この記事をまとめると
■トラックやバスはまだまだ手洗い洗車が主流だ
「ニッポンは洗車天国」だけどそれでいい? アメリカやドイツで自由に洗車ができないワケ
■そんななか「ジャパントラックショー2024」で大型車用洗車機を発見
■ヒラマツ社の1本ブラシ洗車機「ロボ洗」について解説する
縦長のブラシがトラックのまわりをグルリと1周!
普通車にとって自動洗車機を利用するのは珍しいことではない。手軽にかつスピーディにクルマを綺麗にしてくれるし、最近ではコーティングもかけてくれる高機能な洗車機も普及している。
しかし、トラックやバスはまだまだ手洗いが主流。なぜなら大型車両用の「門型」自動洗車機はあるものの、それを利用できるのは路線バスや観光バスでもある程度の台数を抱えた事業者くらい。
そのため、トラック事業者のほとんどはドライバーが仕事終わりに手洗いで洗車している。洗車好きなら、それも仕事の締めくくりに相応しい作業だけれど、疲れているとき、雨が続いた後、連日の洗車ともなると辛いものだ。
そんな現状のなか、ジャパントラックショー2024の会場でユニークな大型車用洗車機を発見した。それがヒラマツ社の1本ブラシ洗車機「ロボ洗」だ。縦に長い洗車ブラシを備え、トラックのまわり4面をグルリと1周移動することでボディ全体を洗車することができるというもの。
じつはこのロボ洗、初号機となる「ポートワッシャー」は50年も前に発売されている。平成8年には初代ロボ洗として進化するなど、ロングセラーを誇っている。それが今年フルモデルチェンジして、さらに便利でパワフル、スタイリッシュになったのだ。
使い方は動力によって異なる。ディーゼルエンジン動力の場合は軽油、モーター動力の場合はバッテリーを充電する。
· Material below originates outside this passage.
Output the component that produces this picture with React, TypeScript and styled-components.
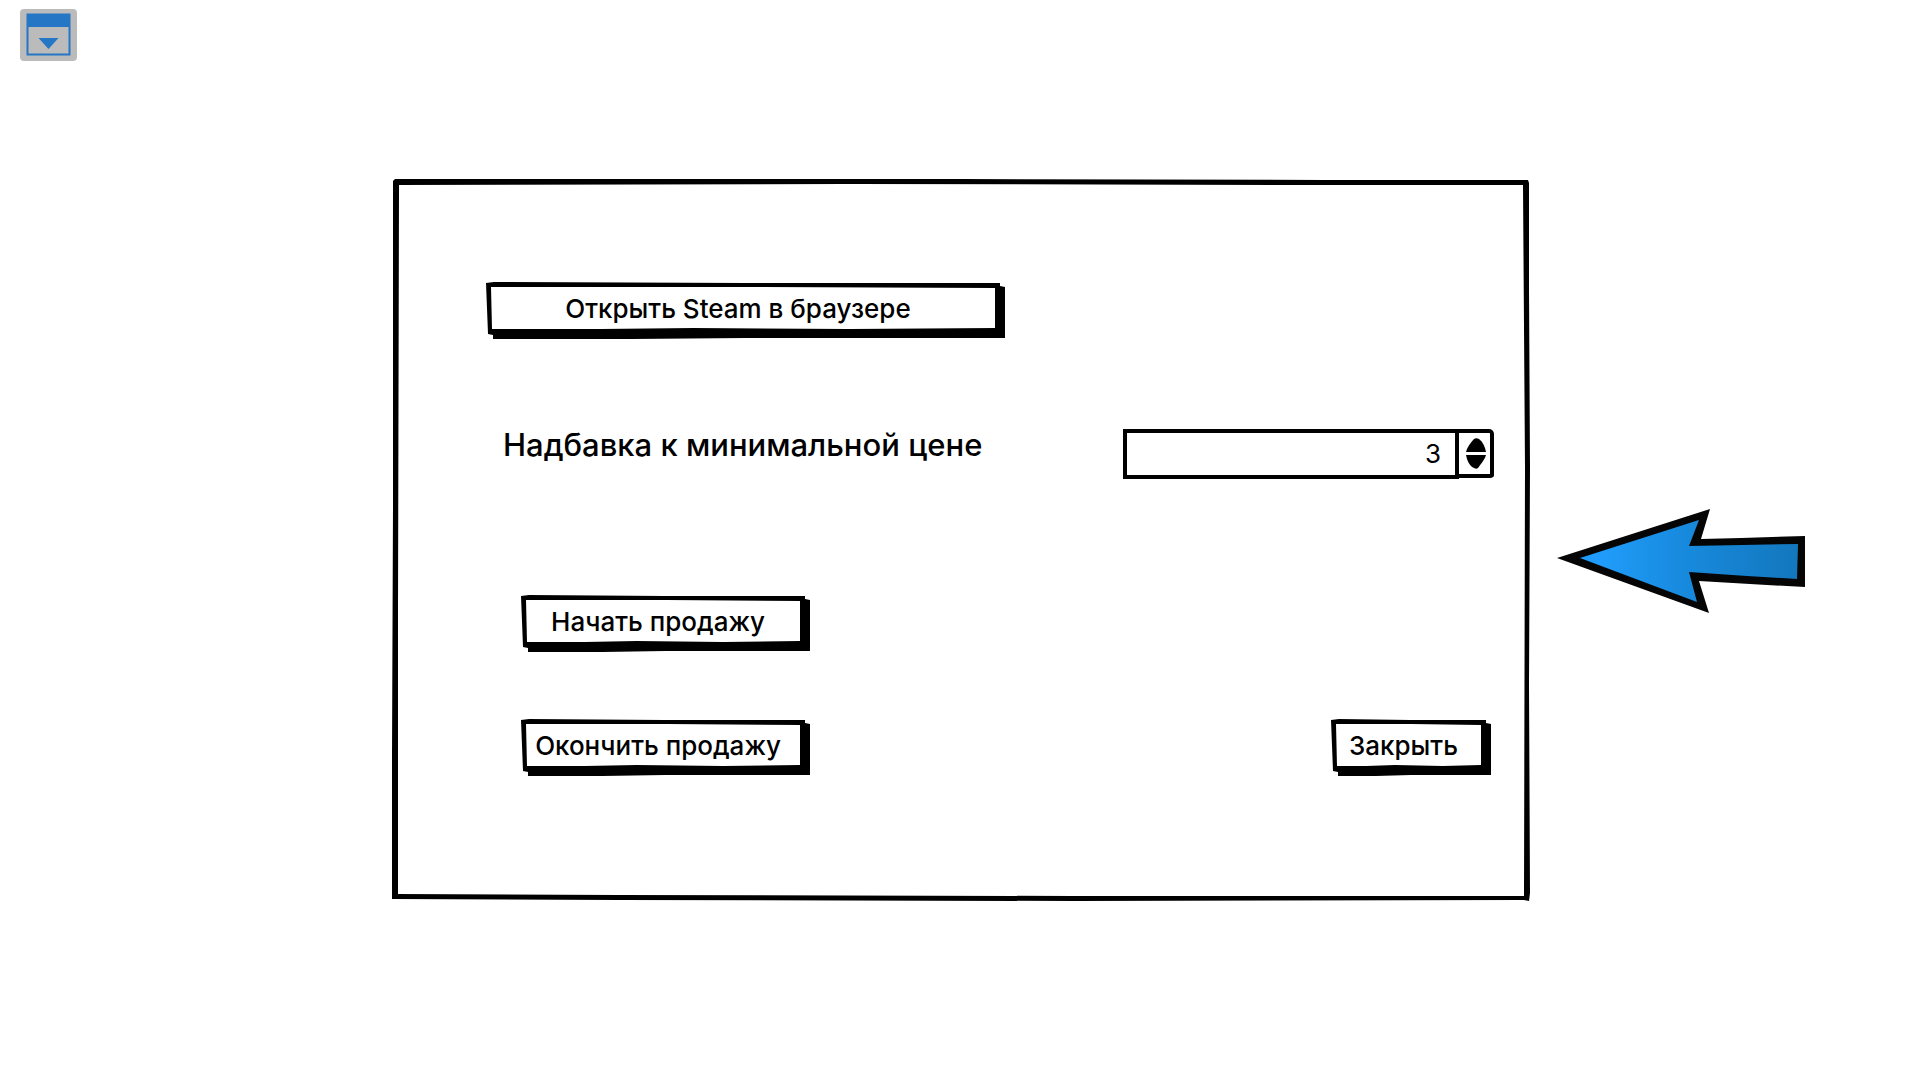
import React, { useState } from 'react';
import styled, { createGlobalStyle } from 'styled-components';

const INK = '#000';
const PAPER = '#fff';

const GlobalStyle = createGlobalStyle`
  *, *::before, *::after { box-sizing: border-box; }
  body {
    margin: 0;
    background: ${PAPER};
    color: ${INK};
    font-family: Inter, "Noto Sans", sans-serif;
    font-weight: 500;
  }
  button, input { font: inherit; color: inherit; }
`;

const Page = styled.div`
  display: flex;
  flex-direction: column;
  min-height: 100vh;
`;

const TopBar = styled.header`
  display: flex;
  padding: 9px 20px 0;
`;

const MenuButton = styled.button`
  display: flex;
  align-items: center;
  justify-content: center;
  width: 57px;
  height: 52px;
  padding: 0;
  border: 0;
  border-radius: 4px;
  background: #bbb;
  cursor: pointer;
`;

const Stage = styled.main`
  display: grid;
  grid-template-columns: 392fr 1138fr 390fr;
  align-items: center;
  padding: 118px 0 0;
`;

/* Ink-filled shape with a paper cut-out: both edges wobble as if drawn by hand. */
const Panel = styled.section`
  position: relative;
  grid-column: 2;
  display: flex;
  flex-direction: column;
  padding: 103px 36px 125px 94px;
  background: ${INK};
  clip-path: polygon(
    1px 2px, 3px 0, 50% 0, 82% 1px, calc(100% - 2px) 1px, calc(100% - 1px) 4px,
    calc(100% - 1px) 15%, 100% 40%, calc(100% - 1px) 70%, 100% calc(100% - 8px),
    calc(100% - 1px) 100%, calc(100% - 6px) calc(100% - 1px), 60% 100%, 20% calc(100% - 1px), 0 calc(100% - 2px),
    0 80%, 1px 45%
  );

  &::before {
    content: '';
    position: absolute;
    inset: 0;
    background: ${PAPER};
    clip-path: polygon(
      7px 6px, 40% 5px, 82% 6px, calc(100% - 7px) 6px,
      calc(100% - 5px) 40%, calc(100% - 6px) calc(100% - 5px),
      60% calc(100% - 5px), 20% calc(100% - 6px), 6px calc(100% - 7px), 6px 60%
    );
  }

  & > * { position: relative; }
`;

const SketchButton = styled.button<{ $width: number }>`
  position: relative;
  width: ${(p) => p.$width}px;
  max-width: 100%;
  height: 57px;
  padding: 0 15px 4px 0;
  border: 0;
  background: ${INK};
  font-size: 26px;
  line-height: 32px;
  white-space: nowrap;
  cursor: pointer;
  clip-path: polygon(
    0 1px, 8px 0, 50% 1px, calc(100% - 5px) 1px, calc(100% - 5px) 4px, 100% 5px,
    100% 56px, 50% 56px, 28% 100%, 7px 100%, 7px 53px, 2px 52px
  );

  &::before {
    content: '';
    position: absolute;
    inset: 0;
    background: ${PAPER};
    clip-path: polygon(
      5px 5px, 50% 5px, calc(100% - 10px) 6px,
      calc(100% - 10px) 46px, 70% 47px, 40% 46px, 22% 47px, 6px 47px
    );
  }

  &:active::before { background: #eee; }
`;

const Caption = styled.span`
  position: relative;
`;

const MarkupRow = styled.div`
  display: flex;
  align-items: flex-start;
  justify-content: space-between;
  gap: 24px;
  margin-top: 90px;
  padding-left: 17px;
`;

const MarkupLabel = styled.label`
  font-size: 31px;
  line-height: 32px;
`;

const Spinner = styled.div`
  display: flex;
  width: 371px;
  height: 50px;
`;

const SpinnerInput = styled.input`
  flex: 1;
  min-width: 0;
  padding: 0 14px 2px;
  border: 4px solid ${INK};
  background: ${PAPER};
  font-size: 26px;
  font-weight: 400;
  text-align: right;
  outline: none;
`;

const Stepper = styled.div`
  display: flex;
  flex-direction: column;
  justify-content: center;
  gap: 2px;
  width: 35px;
  height: 49px;
  padding-left: 2px;
  border: 4px solid ${INK};
  border-left: 0;
  border-radius: 0 5px 4px 0;
  background: ${PAPER};
`;

const StepButton = styled.button`
  display: flex;
  justify-content: center;
  padding: 0;
  border: 0;
  background: none;
  cursor: pointer;
`;

const Actions = styled.div`
  display: flex;
  align-items: flex-end;
  justify-content: space-between;
  margin-top: 116px;
  padding: 0 3px 0 35px;
`;

const ActionStack = styled.div`
  display: flex;
  flex-direction: column;
  gap: 67px;
`;

const Pointer = styled.div`
  display: flex;
  padding: 42px 0 0 27px;
`;

function WindowIcon() {
  return (
    <svg width="45" height="44" viewBox="0 0 45 44" aria-hidden="true">
      <rect x="1.5" y="1.5" width="42" height="40" fill="none" stroke="#2577c5" strokeWidth="2" />
      <rect x="1" y="1" width="43" height="13" fill="#2577c5" />
      <path d="M12.5 25h20L22.5 36z" fill="#2577c5" />
    </svg>
  );
}

function BlueArrow() {
  return (
    <svg width="250" height="106" viewBox="0 0 250 106" role="img" aria-label="Стрелка влево">
      <defs>
        <linearGradient id="arrowFill" x1="0" x2="1" y1="0" y2="0">
          <stop offset="0.1" stopColor="#1f9cfa" />
          <stop offset="0.45" stopColor="#188bdf" />
          <stop offset="1" stopColor="#1377bd" />
        </linearGradient>
      </defs>
      <path d="M0 50 L153 1 L144 31 L184 30 L248 28 L248 79 L210 77 L142 73 L152 105 Z" fill="#050505" />
      <path d="M23 50 L142 12 L132 38 L186 37 L241 36 L240 71 L190 68 L132 64 L140 94 Z" fill="url(#arrowFill)" />
    </svg>
  );
}

export default function App() {
  const [markup, setMarkup] = useState(3);

  return (
    <>
      <GlobalStyle />
      <Page>
        <TopBar>
          <MenuButton type="button" aria-label="Меню">
            <WindowIcon />
          </MenuButton>
        </TopBar>
        <Stage>
          <Panel>
            <SketchButton type="button" $width={519}>
              <Caption>Открыть Steam в браузере</Caption>
            </SketchButton>
            <MarkupRow>
              <MarkupLabel htmlFor="markup">Надбавка к минимальной цене</MarkupLabel>
              <Spinner>
                <SpinnerInput
                  id="markup"
                  type="text"
                  inputMode="numeric"
                  value={markup}
                  onChange={(e) => setMarkup(Number(e.target.value) || 0)}
                />
                <Stepper>
                  <StepButton type="button" aria-label="Увеличить" onClick={() => setMarkup(markup + 1)}>
                    <svg width="20" height="14" viewBox="0 0 20 14" aria-hidden="true">
                      <path d="M0 14 C1 10 4 5 8 1 Q10 -0.500 13 1 C17 4 19 9 20 14Z" fill={INK} />
                    </svg>
                  </StepButton>
                  <StepButton type="button" aria-label="Уменьшить" onClick={() => setMarkup(Math.max(0, markup - 1))}>
                    <svg width="20" height="15" viewBox="0 0 20 15" aria-hidden="true">
                      <path d="M0 1H20C19 5 15 10 12 14Q10 15.500 7 13.500C3 11 1 6 0 1Z" fill={INK} />
                    </svg>
                  </StepButton>
                </Stepper>
              </Spinner>
            </MarkupRow>
            <Actions>
              <ActionStack>
                <SketchButton type="button" $width={289}>
                  <Caption>Начать продажу</Caption>
                </SketchButton>
                <SketchButton type="button" $width={289}>
                  <Caption>Окончить продажу</Caption>
                </SketchButton>
              </ActionStack>
              <SketchButton type="button" $width={160}>
                <Caption>Закрыть</Caption>
              </SketchButton>
            </Actions>
          </Panel>
          <Pointer>
            <BlueArrow />
          </Pointer>
        </Stage>
      </Page>
    </>
  );
}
そのうえで360リットル入る水タンクに注水したら、リモコンを操作してトラックに近づけ、水を出しながらブラシを回転させて、トラックに沿って1周走らせる……という仕組み。ブラシ上部には接触センサーが備わっていて、トラックに近付き過ぎて接触してしまうのを防ぐ機能がついている。
年間120万円の水道代を削減できた例も
理想をいえばスイッチを押すだけで自動走行してトラックを洗ってくれるといいのだろうが、それにはさらに高度なセンサーや制御系が必要となるから価格も跳ね上がる。トラックの全長・全幅を入力して走行させる仕組みも作ることができそうだが、(保有車両が)1台または1車種だけならこういう洗車機は必要ないだろうし、複数台ではボディ寸法の管理も複雑になるから、コントローラーで操縦する方法を踏襲しているようだ。
無人で洗車してくれるほうがラクだが、やはりドライバーがそばについて安全を確認しながら作業するほうが安心ではある。長い販売の歴史で、着実な方法を守ってきたようだ。
ちなみにこの最新ロボ洗の価格は1台500万円と、乗用車ならまあまあ上等なモデルが買えるくらいの額だが、導入したバス・トラック企業によっては、年間120万円も水道代を削減できたというから、3~4年でもとが取れてしまうケースもある。さらに洗車を時短でできて、疲れないのはドライバーにとって助かる。
課題としては、舗装したところでしか実行できないこと。タイヤが小さくぬかるみや段差などに弱いので、コンクリートやアスファルトで平らに舗装しているところでしか使えないのだ。
ロボ洗の台座部分をタイヤではなくクローラー(ゴム製のキャタピラ)にすれば、砂利の駐車場でも使えそうだが、ぬかるんでしまうと逆にトラックを汚してしまう原因にもなりかねない。う~ん難しい。
ちなみにこのロボ洗メーカーのヒラマツは、大型車両用の門型自動洗車機や電車用の洗車機も手がけているほか、橋梁や建築部材など、鉄工部品の製造でも歴史のある企業。職人の技と機械技術を併せ持つ、日本の強みを感じさせるブランドだ。